- [Your instructions]: Return a copy of each line that holds the string "this".

- [Material provided]:
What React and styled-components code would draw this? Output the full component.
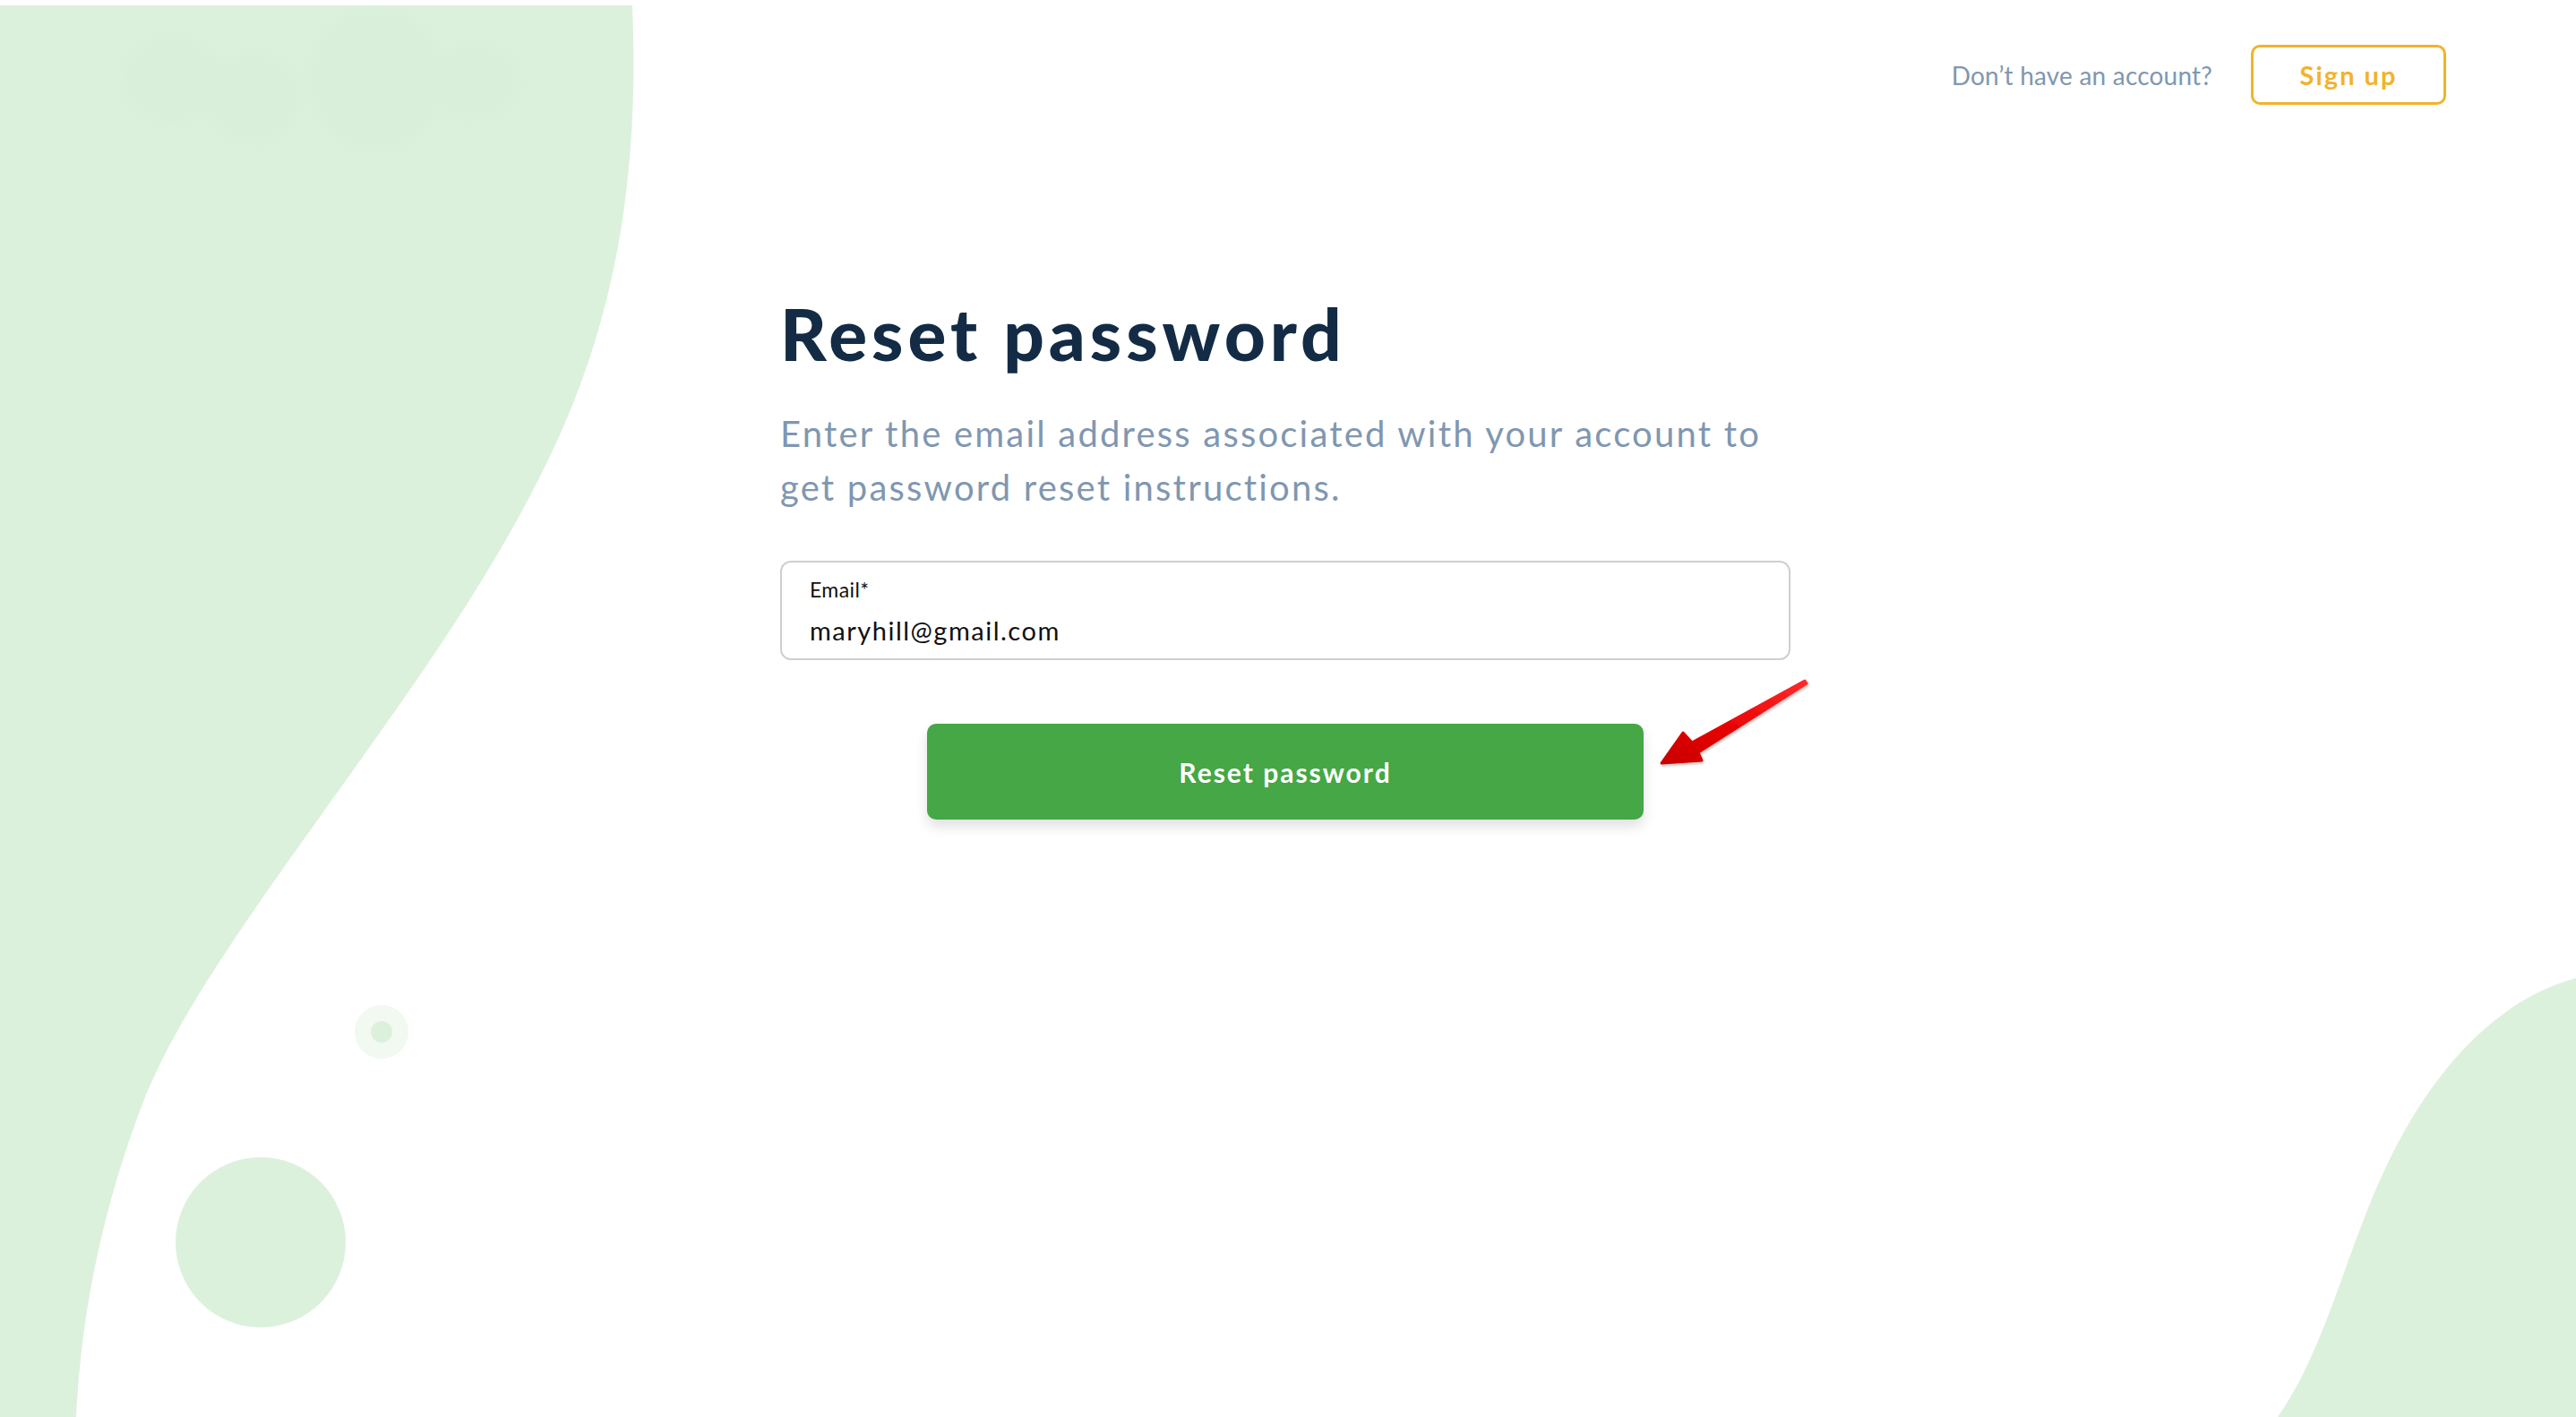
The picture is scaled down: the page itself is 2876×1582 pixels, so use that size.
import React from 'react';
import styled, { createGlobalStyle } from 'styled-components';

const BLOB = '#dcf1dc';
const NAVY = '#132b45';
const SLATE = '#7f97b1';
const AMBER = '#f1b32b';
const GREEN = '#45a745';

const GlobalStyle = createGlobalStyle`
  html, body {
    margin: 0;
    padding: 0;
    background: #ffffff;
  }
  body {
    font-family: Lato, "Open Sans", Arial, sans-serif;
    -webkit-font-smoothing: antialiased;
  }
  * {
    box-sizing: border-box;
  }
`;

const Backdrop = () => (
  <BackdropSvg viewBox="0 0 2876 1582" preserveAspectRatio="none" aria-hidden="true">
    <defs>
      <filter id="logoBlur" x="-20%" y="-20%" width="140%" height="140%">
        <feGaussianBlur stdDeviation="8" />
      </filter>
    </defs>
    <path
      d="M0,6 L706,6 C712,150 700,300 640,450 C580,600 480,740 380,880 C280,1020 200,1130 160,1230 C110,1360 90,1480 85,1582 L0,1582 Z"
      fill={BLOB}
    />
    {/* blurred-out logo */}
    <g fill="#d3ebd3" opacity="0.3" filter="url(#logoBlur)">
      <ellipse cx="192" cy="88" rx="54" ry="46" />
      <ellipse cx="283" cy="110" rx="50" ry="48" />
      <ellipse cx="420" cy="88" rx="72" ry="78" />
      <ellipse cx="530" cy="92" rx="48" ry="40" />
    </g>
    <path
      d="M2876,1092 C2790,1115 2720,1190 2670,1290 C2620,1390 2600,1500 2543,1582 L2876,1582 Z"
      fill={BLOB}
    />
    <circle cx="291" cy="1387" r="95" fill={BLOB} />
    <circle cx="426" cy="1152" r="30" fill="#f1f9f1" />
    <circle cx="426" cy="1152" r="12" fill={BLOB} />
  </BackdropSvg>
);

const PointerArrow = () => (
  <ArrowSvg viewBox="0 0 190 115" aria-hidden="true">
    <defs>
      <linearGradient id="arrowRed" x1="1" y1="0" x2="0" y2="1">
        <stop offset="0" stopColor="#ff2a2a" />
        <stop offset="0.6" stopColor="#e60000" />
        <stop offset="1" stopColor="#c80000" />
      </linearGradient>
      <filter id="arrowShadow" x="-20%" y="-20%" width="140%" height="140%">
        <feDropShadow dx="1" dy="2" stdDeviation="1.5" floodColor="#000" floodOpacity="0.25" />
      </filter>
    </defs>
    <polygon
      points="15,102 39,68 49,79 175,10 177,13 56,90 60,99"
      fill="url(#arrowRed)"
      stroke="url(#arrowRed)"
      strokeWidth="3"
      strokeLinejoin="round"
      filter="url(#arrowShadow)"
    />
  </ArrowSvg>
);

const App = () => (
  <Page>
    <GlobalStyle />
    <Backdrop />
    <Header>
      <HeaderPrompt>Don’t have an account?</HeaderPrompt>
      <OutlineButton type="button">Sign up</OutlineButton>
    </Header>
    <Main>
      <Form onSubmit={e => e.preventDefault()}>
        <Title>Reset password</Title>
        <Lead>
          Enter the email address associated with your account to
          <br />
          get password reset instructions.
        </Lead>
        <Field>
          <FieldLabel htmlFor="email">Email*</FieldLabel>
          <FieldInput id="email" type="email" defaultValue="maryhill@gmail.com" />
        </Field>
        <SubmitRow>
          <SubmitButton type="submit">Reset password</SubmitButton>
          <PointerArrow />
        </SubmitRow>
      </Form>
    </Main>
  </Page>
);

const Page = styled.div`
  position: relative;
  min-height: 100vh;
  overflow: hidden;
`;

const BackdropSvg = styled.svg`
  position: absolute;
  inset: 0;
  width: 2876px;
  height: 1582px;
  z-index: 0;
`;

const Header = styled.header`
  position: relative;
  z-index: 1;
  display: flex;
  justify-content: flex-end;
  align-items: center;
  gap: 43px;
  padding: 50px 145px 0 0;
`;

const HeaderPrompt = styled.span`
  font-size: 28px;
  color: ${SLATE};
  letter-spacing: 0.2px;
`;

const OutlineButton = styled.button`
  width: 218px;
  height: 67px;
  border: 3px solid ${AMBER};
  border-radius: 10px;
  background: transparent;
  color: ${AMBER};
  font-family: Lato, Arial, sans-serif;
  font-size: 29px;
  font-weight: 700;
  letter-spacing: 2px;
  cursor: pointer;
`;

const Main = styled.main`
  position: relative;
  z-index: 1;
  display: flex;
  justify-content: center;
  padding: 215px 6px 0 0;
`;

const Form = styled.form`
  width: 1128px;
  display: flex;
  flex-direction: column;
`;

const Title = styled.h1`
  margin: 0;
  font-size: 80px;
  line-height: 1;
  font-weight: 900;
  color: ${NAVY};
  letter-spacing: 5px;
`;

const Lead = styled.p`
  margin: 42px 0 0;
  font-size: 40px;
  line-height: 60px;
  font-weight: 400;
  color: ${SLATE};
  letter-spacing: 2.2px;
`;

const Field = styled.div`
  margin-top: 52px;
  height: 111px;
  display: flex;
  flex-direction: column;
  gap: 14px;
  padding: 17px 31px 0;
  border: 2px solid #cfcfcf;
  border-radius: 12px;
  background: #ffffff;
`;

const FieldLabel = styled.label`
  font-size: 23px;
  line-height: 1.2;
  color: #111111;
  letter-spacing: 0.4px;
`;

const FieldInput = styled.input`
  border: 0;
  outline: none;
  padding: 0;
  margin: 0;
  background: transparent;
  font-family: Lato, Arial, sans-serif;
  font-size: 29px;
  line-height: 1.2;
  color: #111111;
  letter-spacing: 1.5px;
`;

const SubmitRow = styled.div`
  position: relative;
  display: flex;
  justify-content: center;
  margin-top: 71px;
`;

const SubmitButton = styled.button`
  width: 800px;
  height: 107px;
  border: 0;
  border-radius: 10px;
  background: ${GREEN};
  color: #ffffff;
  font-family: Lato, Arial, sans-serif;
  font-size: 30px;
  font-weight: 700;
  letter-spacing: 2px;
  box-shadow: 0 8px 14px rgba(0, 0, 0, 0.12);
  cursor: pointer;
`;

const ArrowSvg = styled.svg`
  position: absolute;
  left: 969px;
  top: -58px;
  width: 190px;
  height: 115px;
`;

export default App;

---

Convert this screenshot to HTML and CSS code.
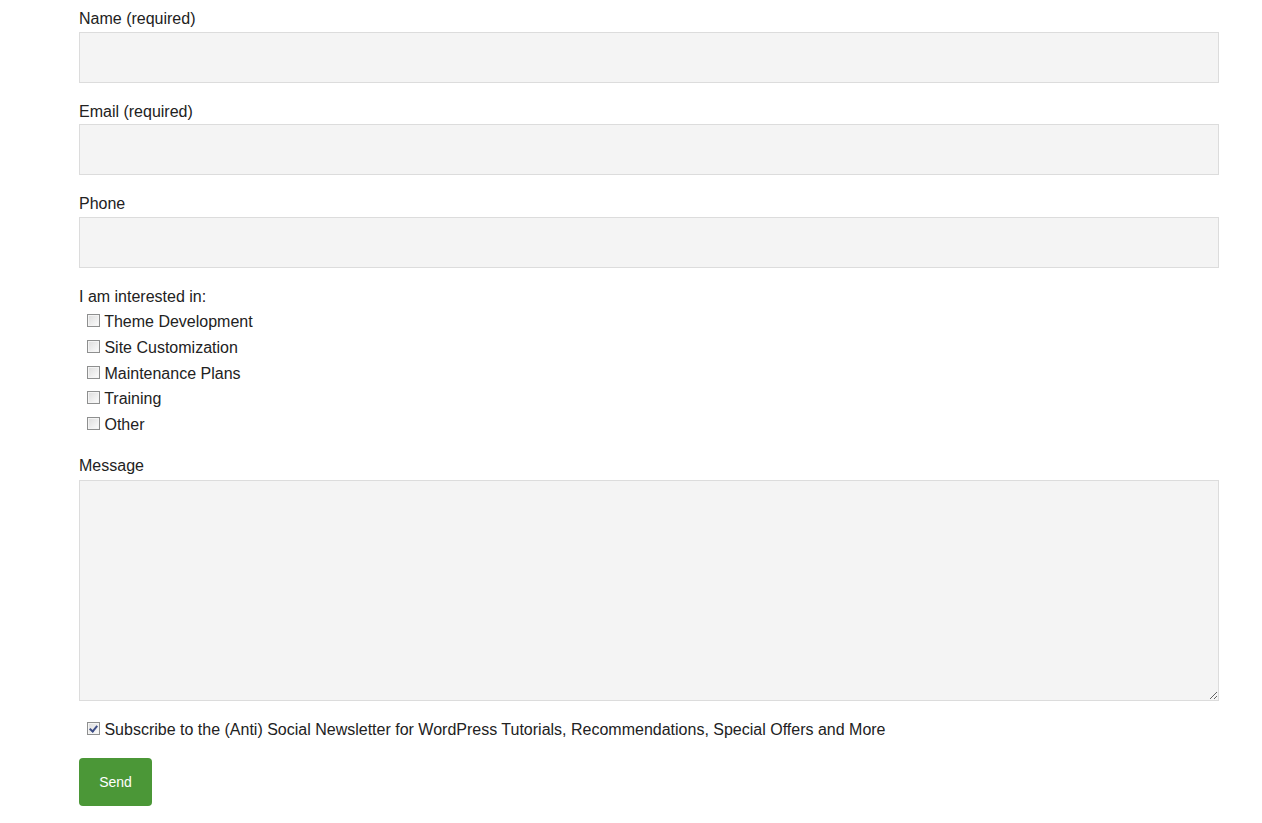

...

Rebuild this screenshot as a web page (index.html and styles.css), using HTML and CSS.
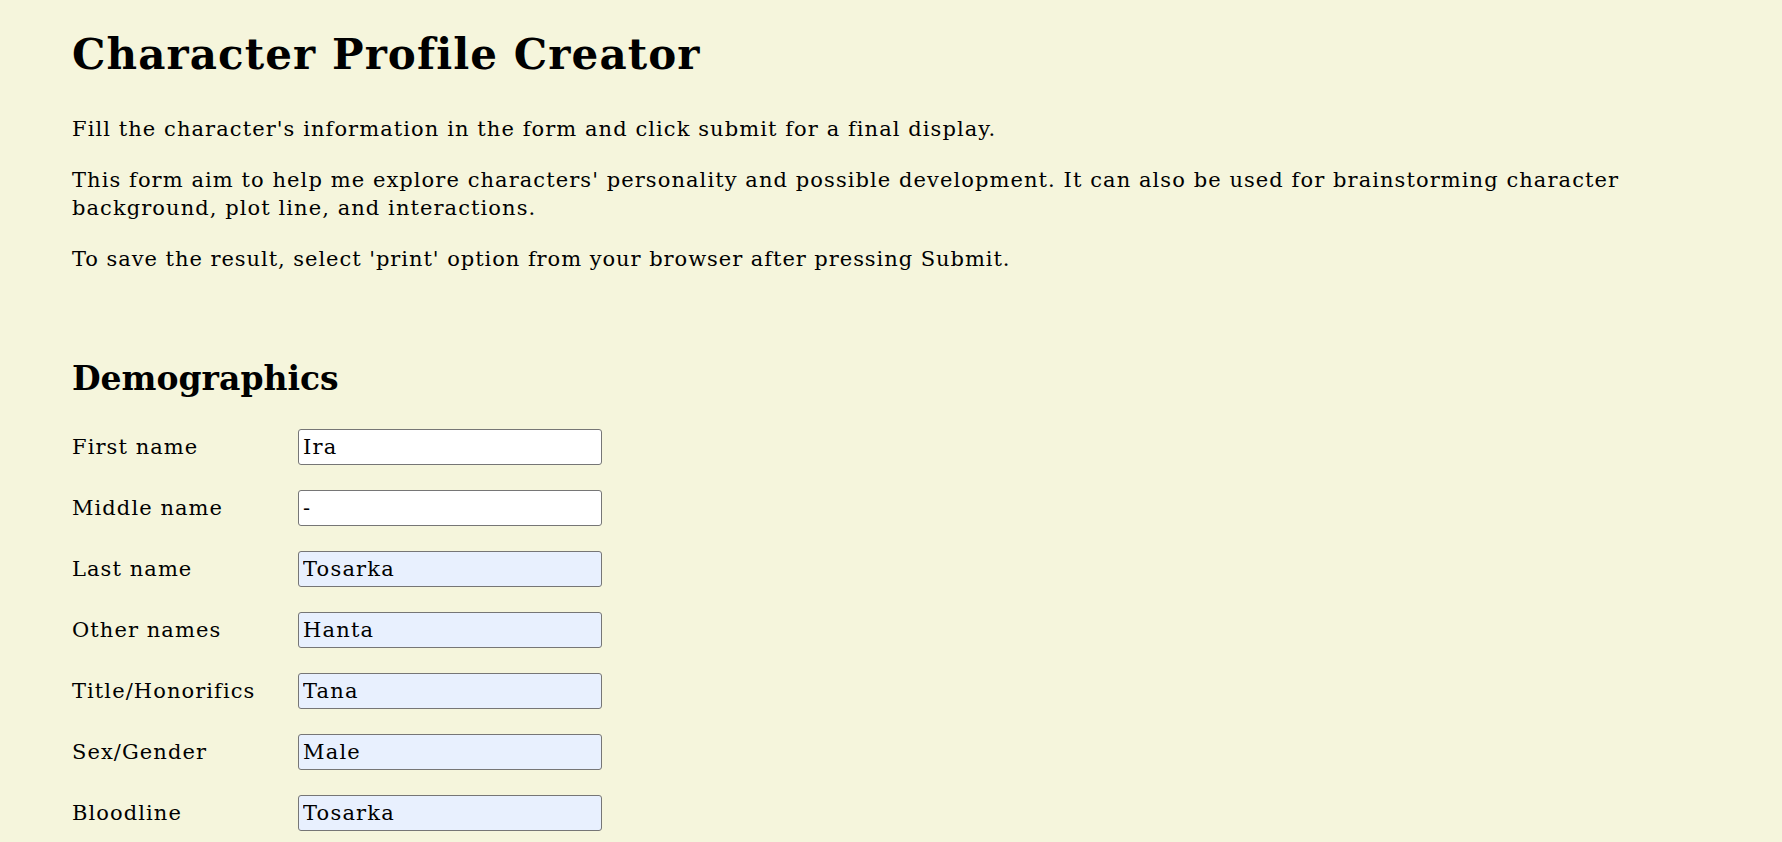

- [Solved problem]:
What React and styled-components code would draw this? Output the full component.
Convert this screenshot to HTML and CSS code.
Rebuild this screenshot as a web page (index.html and styles.css), using HTML and CSS.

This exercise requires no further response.